SET TASK: Every line that includes the word "Convert" is to be listed.

━━ SOURCE MATERIAL

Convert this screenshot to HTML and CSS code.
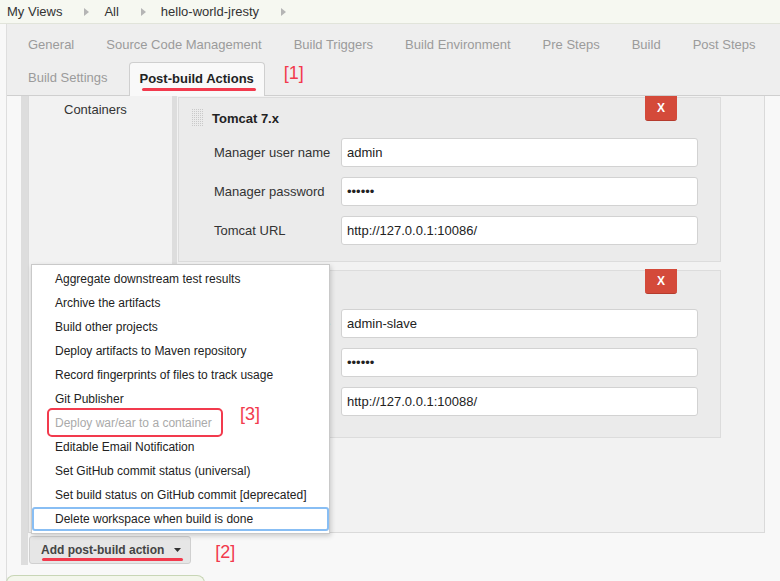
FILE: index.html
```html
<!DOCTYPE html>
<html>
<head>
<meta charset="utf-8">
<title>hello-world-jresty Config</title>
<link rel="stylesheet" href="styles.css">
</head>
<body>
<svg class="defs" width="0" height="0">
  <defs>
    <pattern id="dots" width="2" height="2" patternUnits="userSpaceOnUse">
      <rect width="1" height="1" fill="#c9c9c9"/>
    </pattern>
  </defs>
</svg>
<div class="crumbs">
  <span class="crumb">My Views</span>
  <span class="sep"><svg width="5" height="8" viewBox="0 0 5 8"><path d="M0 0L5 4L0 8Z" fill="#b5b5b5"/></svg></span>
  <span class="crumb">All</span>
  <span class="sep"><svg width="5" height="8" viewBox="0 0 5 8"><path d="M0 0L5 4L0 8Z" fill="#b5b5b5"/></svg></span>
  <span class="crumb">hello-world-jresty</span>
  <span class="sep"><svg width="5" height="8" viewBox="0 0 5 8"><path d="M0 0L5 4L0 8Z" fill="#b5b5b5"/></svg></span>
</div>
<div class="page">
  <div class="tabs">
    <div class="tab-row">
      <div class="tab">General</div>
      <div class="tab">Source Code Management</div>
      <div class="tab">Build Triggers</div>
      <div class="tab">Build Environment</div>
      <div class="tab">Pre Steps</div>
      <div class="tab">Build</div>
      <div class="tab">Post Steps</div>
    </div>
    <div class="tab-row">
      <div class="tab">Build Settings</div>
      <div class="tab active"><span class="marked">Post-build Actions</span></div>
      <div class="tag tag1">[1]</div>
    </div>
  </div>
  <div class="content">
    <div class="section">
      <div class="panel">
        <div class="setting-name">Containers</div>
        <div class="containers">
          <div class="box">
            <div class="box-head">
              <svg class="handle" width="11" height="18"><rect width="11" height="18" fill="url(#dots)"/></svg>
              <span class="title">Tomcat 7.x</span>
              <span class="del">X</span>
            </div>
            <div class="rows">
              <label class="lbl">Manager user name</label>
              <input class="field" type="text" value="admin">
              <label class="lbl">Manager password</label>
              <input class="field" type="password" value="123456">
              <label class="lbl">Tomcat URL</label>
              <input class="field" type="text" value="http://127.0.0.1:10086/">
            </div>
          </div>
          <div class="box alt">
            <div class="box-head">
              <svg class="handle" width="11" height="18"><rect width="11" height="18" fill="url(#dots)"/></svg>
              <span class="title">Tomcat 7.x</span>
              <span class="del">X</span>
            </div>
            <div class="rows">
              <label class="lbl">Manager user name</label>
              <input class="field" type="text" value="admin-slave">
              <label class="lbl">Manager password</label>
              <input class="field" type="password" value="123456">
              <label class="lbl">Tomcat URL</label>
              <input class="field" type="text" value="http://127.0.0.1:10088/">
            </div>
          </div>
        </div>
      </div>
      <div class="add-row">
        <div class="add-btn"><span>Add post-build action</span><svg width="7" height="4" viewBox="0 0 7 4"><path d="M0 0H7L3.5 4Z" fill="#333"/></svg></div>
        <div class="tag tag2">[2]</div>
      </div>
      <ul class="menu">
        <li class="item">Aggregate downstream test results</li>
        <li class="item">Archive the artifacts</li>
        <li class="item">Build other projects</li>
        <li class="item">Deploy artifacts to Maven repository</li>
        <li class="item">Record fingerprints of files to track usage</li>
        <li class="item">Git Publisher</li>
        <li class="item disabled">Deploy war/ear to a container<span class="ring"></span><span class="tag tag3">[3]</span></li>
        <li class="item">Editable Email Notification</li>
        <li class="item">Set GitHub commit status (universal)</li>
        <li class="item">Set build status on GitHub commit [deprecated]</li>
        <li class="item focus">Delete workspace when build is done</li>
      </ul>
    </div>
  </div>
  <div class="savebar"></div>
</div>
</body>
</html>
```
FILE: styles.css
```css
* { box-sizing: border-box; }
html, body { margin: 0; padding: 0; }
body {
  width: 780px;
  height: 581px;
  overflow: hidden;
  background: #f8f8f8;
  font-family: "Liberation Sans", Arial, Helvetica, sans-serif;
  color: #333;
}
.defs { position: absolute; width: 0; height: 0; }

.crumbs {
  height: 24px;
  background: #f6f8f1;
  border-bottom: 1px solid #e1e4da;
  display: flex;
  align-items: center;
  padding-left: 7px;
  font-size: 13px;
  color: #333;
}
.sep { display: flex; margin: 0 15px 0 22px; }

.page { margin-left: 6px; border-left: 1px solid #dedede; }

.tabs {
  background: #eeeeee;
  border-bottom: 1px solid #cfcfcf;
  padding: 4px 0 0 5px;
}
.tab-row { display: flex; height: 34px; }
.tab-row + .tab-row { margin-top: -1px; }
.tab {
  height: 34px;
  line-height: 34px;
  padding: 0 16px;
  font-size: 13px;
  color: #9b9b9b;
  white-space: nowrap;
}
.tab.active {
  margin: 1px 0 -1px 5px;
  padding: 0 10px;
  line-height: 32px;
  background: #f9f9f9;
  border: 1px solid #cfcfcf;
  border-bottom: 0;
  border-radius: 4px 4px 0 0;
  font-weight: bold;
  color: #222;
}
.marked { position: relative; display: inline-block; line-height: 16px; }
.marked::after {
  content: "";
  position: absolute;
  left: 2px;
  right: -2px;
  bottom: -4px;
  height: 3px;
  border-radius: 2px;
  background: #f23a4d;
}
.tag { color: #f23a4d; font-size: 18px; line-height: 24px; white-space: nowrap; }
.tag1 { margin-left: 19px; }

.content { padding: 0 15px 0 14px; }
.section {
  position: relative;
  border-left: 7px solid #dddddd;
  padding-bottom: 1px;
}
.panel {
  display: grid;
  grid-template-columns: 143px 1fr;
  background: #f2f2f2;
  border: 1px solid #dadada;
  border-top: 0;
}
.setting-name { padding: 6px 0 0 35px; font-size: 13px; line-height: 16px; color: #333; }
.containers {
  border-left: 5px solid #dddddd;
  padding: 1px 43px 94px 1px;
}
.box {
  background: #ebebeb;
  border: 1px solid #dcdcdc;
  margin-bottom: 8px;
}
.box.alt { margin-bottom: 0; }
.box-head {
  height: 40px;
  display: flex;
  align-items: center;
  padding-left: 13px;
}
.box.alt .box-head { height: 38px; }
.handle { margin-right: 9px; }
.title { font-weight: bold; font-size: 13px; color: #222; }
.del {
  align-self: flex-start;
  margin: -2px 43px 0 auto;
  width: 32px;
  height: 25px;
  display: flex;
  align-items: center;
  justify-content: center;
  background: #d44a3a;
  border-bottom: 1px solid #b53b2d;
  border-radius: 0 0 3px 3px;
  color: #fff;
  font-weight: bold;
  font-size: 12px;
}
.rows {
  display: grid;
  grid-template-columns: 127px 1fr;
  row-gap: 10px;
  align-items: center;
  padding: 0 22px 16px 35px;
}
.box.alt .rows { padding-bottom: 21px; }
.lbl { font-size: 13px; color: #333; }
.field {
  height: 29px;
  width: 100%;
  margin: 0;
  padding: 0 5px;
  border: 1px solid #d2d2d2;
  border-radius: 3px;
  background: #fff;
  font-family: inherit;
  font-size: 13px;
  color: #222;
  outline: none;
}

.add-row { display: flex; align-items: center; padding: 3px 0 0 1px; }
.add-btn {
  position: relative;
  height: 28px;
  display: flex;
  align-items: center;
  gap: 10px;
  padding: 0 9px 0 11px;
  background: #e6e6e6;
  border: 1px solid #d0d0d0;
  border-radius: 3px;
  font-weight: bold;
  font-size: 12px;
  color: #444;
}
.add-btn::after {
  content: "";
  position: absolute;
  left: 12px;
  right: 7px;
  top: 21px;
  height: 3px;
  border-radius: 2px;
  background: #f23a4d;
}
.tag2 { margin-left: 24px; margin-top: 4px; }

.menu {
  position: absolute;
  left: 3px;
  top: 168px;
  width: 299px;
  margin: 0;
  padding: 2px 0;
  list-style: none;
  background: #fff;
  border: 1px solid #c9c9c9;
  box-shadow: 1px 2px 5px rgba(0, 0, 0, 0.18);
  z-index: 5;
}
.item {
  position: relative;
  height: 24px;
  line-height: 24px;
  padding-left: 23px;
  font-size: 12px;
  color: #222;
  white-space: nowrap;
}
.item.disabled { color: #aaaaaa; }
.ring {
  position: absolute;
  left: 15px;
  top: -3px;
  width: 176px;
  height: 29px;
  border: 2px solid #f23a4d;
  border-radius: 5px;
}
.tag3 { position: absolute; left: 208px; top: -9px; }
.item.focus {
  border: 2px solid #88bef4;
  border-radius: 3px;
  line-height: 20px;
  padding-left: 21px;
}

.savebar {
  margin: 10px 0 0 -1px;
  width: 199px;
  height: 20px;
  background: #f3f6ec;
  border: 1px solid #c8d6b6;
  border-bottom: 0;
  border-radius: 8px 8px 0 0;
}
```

━━━━
━━ SOURCE MATERIAL

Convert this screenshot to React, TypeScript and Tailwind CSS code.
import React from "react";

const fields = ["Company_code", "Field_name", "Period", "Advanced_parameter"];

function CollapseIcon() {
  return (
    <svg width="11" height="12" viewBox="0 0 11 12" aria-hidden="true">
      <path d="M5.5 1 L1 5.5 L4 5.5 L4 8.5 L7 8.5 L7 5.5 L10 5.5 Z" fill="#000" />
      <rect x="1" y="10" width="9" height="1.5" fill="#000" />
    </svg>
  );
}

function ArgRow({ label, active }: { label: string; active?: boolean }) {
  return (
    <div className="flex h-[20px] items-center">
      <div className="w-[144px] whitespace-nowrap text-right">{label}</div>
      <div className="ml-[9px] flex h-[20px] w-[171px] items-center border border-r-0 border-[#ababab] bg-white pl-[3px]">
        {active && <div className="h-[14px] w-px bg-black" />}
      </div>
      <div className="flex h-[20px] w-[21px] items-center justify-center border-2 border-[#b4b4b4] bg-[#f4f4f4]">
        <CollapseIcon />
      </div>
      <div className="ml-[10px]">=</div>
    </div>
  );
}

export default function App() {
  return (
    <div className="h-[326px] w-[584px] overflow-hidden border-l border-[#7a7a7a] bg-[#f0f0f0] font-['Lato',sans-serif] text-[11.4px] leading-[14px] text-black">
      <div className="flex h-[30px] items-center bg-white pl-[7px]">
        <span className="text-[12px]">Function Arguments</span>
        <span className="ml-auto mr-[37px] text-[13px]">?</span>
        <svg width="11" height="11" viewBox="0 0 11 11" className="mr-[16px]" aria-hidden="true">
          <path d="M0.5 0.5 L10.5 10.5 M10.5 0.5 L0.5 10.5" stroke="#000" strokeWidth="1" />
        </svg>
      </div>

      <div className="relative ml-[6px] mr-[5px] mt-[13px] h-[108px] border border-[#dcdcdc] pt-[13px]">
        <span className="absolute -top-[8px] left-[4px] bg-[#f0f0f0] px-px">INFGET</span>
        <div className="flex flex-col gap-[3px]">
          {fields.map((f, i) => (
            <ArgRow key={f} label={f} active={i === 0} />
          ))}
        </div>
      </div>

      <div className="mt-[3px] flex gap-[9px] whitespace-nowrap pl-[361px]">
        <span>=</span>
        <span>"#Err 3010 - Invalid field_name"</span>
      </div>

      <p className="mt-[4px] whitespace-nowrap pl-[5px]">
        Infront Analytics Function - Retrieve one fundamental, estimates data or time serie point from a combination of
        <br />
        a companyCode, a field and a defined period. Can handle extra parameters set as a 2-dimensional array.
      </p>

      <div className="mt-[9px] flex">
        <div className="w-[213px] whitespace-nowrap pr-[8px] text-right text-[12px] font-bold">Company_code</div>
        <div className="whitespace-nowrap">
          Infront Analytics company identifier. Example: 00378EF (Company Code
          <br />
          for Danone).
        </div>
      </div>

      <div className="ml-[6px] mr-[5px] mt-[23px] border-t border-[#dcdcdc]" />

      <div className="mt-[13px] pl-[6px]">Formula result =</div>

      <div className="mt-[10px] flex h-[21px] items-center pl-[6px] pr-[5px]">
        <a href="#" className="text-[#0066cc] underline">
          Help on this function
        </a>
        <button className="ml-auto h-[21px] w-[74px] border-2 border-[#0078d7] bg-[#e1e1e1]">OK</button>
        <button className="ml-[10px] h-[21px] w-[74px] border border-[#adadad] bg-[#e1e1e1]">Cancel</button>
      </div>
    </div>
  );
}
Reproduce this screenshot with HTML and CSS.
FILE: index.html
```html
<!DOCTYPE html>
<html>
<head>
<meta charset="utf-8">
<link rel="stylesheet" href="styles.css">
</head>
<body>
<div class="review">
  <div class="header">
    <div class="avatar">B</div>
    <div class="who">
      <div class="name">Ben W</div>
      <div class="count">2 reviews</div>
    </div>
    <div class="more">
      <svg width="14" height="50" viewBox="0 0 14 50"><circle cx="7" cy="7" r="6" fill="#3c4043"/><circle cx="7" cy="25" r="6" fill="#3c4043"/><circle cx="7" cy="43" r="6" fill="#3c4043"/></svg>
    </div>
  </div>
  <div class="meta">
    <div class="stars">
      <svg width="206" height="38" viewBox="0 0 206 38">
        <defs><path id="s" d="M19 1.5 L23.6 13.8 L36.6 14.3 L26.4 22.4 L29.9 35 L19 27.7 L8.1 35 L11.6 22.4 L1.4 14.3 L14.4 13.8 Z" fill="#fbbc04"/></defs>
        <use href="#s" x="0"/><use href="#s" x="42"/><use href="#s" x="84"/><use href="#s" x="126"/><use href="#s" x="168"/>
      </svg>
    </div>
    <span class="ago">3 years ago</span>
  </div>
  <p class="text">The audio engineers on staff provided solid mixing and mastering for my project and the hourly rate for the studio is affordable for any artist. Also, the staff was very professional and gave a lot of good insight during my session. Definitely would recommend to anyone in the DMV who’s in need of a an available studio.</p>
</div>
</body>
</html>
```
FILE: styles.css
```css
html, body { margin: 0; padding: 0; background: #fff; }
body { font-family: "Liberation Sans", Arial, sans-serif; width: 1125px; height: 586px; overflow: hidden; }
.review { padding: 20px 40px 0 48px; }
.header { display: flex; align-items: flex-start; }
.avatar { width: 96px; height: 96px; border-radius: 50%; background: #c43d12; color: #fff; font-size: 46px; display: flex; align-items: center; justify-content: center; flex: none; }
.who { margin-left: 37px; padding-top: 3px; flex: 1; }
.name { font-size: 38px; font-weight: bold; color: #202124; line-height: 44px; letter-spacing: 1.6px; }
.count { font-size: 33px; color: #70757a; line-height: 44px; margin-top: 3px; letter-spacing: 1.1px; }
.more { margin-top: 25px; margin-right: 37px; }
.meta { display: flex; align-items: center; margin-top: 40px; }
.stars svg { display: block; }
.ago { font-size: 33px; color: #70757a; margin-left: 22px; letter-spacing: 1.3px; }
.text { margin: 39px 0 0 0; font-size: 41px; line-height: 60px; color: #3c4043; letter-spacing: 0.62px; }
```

━━━━
━━ SOURCE MATERIAL

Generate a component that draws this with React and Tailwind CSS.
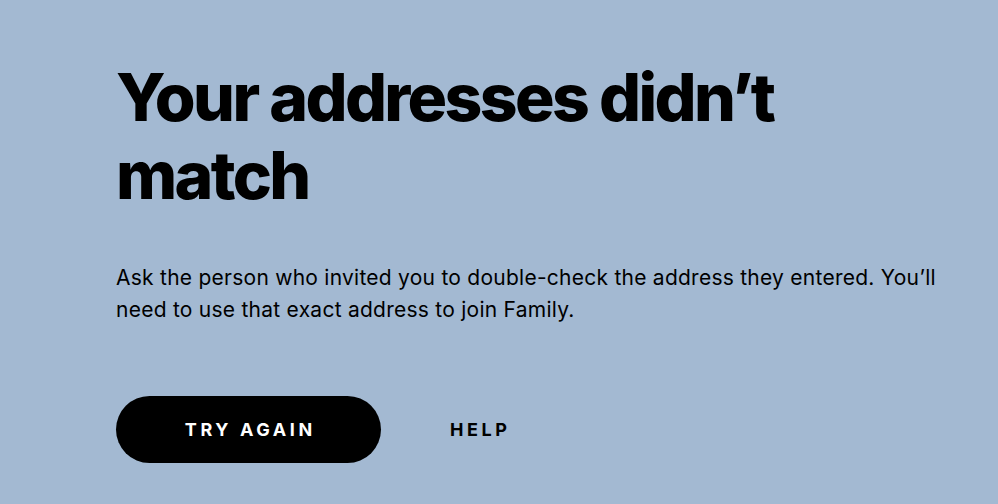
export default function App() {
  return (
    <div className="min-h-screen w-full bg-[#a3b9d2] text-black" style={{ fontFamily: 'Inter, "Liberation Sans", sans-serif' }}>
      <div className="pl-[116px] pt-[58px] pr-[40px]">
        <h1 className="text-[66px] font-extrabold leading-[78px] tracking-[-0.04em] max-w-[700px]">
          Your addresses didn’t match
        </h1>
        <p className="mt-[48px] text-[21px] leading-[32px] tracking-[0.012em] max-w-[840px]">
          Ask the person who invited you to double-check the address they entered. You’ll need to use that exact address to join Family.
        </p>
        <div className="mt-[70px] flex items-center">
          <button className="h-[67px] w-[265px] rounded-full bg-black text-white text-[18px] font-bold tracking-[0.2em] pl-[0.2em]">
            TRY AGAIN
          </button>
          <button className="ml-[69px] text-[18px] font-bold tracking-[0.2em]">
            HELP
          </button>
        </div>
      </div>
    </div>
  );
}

━━━━

EXPECTED ANSWER:
Convert this screenshot to HTML and CSS code.
Convert this screenshot to React, TypeScript and Tailwind CSS code.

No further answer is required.